All of OC’s partners have promise programs, but the difference between their programs and OC’s is they have different gross incomes for households whereas OC has none. The Falcon Free scholarship at UTPB has an average gross income cap of $100,000.

“But my role in the pledge form data and our partners is to share pledge data with partners so that they can begin contacting and recruiting those students. Then of course, when it comes to our dual credit students who have received an associate with us, they will not be eligible. However, they can pledge to a partner and we can share that information because we want every student to pledge because we want to look at this data and see where our students are transferring to,” Mitchell said.

She added that this has the potential to be used for long-term institutional effectiveness research to see whether students are going into the workforce immediately, transferring to a partner school or a different school.

Technically students could transfer after the first year because OC’s credits are transferable.

“We would prefer that they (did) not because this is a student success program and our goal is completion … so we really want them to complete before they transfer and aside from the promise opportunities that are out there, there are also some great transfer scholarship opportunities with our partners,” Mitchell said.

To be eligible for the Wrangler Promise program, students must:

  • Be high school seniors who live in the Odessa College Service Area and are graduating in the Class of 2024.
  • Be GED and home school students who are between the ages of 17-19 after 2024.
  • Enroll full-time in an associate degree or workforce certificate pathway.
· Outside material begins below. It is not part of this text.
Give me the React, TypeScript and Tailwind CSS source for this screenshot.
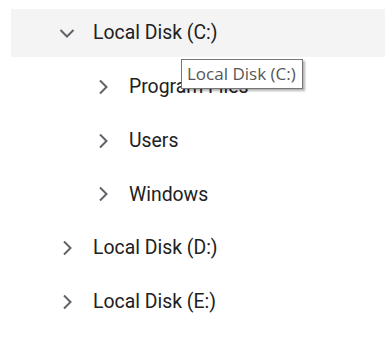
import React from 'react';

interface Node {
  label: string;
  level: number;
  expanded?: boolean;
  selected?: boolean;
}

const NODES: Node[] = [
  { label: 'Local Disk (C:)', level: 0, expanded: true, selected: true },
  { label: 'Program Files', level: 1 },
  { label: 'Users', level: 1 },
  { label: 'Windows', level: 1 },
  { label: 'Local Disk (D:)', level: 0 },
  { label: 'Local Disk (E:)', level: 0 },
];

const Chevron = ({ open }: { open?: boolean }) => (
  <svg width="24" height="24" viewBox="0 0 24 24" fill="none" stroke="#5f6368" strokeWidth="2" strokeLinecap="butt" strokeLinejoin="miter">
    {open ? <path d="M5.5 9l6.5 6.5 6.5-6.5" /> : <path d="M9 5.5l6.5 6.5L9 18.5" />}
  </svg>
);

export default function App() {
  return (
    <div className="relative w-[385px] h-[362px] bg-white pt-[9px] pl-[11px]" style={{ fontFamily: 'Roboto, "Liberation Sans", sans-serif' }}>
      <div className="flex flex-col gap-[5.75px]">
        {NODES.map((n) => (
          <div
            key={n.label}
            className={`h-[48px] flex items-center text-[19.4px] text-[#212121] ${n.selected ? 'bg-[#f4f4f4]' : ''}`}
          >
            <div className={n.level === 0 ? 'w-[44px]' : 'w-[80px]'} />
            <Chevron open={n.expanded} />
            <span className="ml-[14px]">{n.label}</span>
          </div>
        ))}
      </div>

      {/* native-style tooltip */}
      <div
        className="absolute left-[181px] top-[59px] w-[122px] h-[30px] pl-[5px] flex items-center border border-[#767676] bg-white text-[17px] text-[#575757] shadow-[2px_2px_2px_rgba(0,0,0,0.3)] whitespace-nowrap"
        style={{ fontFamily: '"Open Sans", "Noto Sans", sans-serif' }}
      >
        Local Disk (C:)
      </div>
    </div>
  );
}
There are no income or high school GPA requirements to be eligible for the Wrangler Promise program.

The program is open to high school students in Odessa and throughout the OC service area.

Permian High School had 369 students pledge and Odessa High School had 244.

“Our goal is to have every student pledge,” Mitchell said.

She added at the early college high school students at Odessa Collegiate Academy and OCTECHS can take advantage of Wrangler Promise if they have under 60 credit hours.

“Unfortunately, the majority of them will not be eligible for promise because they are receiving their associate (degree). When it comes to our OCTECHS students, they will be eligible to transition into our BAAS program. But they’re the only demographic that has that opportunity,” Mitchell said.

BAAS stands for Bachelor of Applied Arts and Sciences.

Mitchell observed that the goal of a lot of OCA students is to leave.

“We really want them to transfer … but plans change. Students want to stay close to family, so we want to make sure that we’re a good fit for them,” she added.

President of Odessa College Greg Williams speaks to the student bodies of Odessa Collegiate Academy and Odessa Career and Technical Early College High School during a kickoff announcing the Odessa College Wrangler Promise program Tuesday, May 17, 2022, at the OC Sports Center. (Odessa American File Photo)

The Wrangler Promise, she feels, has helped break down financial barriers for students.

“Who doesn’t want to go to college for free? Education is so important. It affords you the opportunity to change your life and really level up and do things that you never thought you would do. So by removing that barrier, students don’t have the excuse anymore. There’s a million other excuses that they can come up (with), but it’s certainly not going to be their GPA, or the cost of tuition and fees,” Mitchell said.

For recruitment, she said they hit it pretty hard in the fall.

“We had several different school visits. We visited 18 of our service area schools in several different capacities. We would either meet for a senior assembly. We would be in the classrooms with them, pep rallies. I think it’s those three main platforms, classrooms, senior assembly, and pep rallies. But we just go and visit with students. One of our staples is a stick horse race. I feel like it’s now going to be a Wrangler Promise thing but we just go out and have some fun with them. Talk to them a little bit and we present about Wrangler Promise. … Some schools we were able to get them pledged while during our visit. But we hit so many schools before our pledge form actually opened, so what I did was I collected contact information throughout the process. … Once the pledge form opened, we began texting and emailing students to let them know that this opportunity had opened. I’ve got to say ECISD was a huge support. They have been an extremely solid partner. They have sent out messages for us. One of the high schools even added the pledge form to their Schoology page, so that’s when students logged in on Schoology the pledge form was accessible to them,” Mitchell said.

Schoology is a learning management system that ECISD uses.

She hopes to open the pledge form in October for the class of 2025.

There is a Wrangler Promise page on the Odessa College website at tinyurl.com/nhe8rxnu

She added that although the pledge form deadline has passed, the students who are now pledged have until July 15 to fill out Apply Texas, complete their FAFSA (Free Application for Federal Student Aid), get registered and accept the scholarship.

“We’ve definitely changed the conversation with our first-time in college students when it comes to graduating high school, and coming to Odessa College in the fall,” Mitchell said.

Mitchell noted that there are other scholarships available if they weren’t eligible for Wrangler Promise.

“I don’t want anyone to feel like they’ve completely missed their opportunity. I’ve talked with several different students who aren’t eligible for Promise, but that doesn’t mean that they don’t have a future here at Odessa College. They absolutely do. We have other scholarships that they may qualify for, so I just don’t want anyone to feel like they missed the boat when it comes to Wrangler Promise. They’re definitely still welcome here,” she added.